Wandering, slipping historical identity of the nomadical play corresponds perfectly with the new version of straying history of art in «metaswing» amplitudes. This «metaswing» assumes sinceruty of speech, in which we can't catch nor logic, neither words, as well as it represents the drift of graffitist blobs towards handicraft products of ancient cultures.

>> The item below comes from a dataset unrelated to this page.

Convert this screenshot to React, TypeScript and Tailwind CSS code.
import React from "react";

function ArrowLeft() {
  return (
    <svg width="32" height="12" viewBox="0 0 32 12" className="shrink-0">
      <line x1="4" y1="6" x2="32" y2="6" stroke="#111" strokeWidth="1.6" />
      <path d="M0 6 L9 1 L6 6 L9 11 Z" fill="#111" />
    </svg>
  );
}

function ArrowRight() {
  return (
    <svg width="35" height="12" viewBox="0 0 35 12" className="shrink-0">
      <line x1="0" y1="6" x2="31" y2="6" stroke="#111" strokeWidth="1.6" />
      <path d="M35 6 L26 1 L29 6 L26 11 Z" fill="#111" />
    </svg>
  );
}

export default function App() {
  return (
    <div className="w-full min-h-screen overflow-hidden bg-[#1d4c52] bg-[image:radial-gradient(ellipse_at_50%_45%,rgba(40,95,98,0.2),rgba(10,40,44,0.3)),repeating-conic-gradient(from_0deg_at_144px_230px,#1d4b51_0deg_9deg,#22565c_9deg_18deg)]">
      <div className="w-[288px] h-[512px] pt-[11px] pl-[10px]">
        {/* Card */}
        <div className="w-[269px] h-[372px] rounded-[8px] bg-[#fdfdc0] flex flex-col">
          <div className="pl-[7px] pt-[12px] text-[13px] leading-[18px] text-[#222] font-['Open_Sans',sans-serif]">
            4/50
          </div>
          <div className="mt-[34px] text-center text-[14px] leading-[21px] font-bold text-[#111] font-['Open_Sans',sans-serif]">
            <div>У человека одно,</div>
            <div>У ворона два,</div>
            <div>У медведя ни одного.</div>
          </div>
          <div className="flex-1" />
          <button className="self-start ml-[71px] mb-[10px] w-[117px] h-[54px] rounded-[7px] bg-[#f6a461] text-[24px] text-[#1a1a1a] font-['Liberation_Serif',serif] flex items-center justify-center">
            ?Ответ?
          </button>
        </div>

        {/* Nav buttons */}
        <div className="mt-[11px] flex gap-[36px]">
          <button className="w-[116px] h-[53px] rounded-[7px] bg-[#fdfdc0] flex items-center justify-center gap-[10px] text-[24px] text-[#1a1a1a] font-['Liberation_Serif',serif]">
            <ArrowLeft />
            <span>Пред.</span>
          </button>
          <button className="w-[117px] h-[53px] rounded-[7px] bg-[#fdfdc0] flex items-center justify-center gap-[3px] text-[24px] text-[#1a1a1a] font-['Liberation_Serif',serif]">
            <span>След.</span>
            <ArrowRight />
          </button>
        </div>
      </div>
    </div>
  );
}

After making a full circle and watching the film about creating gigantic works, a visitor returns to a vestibule from the side opposite to the entrance. And then he sees another picture, pressed close to the one with Alisa as a beamer driver. But on the inside Alisa is a passenger now. Black fillings with white gaps can be associated with both abstraction and a figure of a woman holding a naked child. And the more so, through a vestibule gap a familiar picture can be seen with gypsy procession in Callot fashion - a man with a naked baby rides a horsie. The cycle of plots and themes correlates with circle of life itself. And the nomadic show correlates with the freedom of the language of art.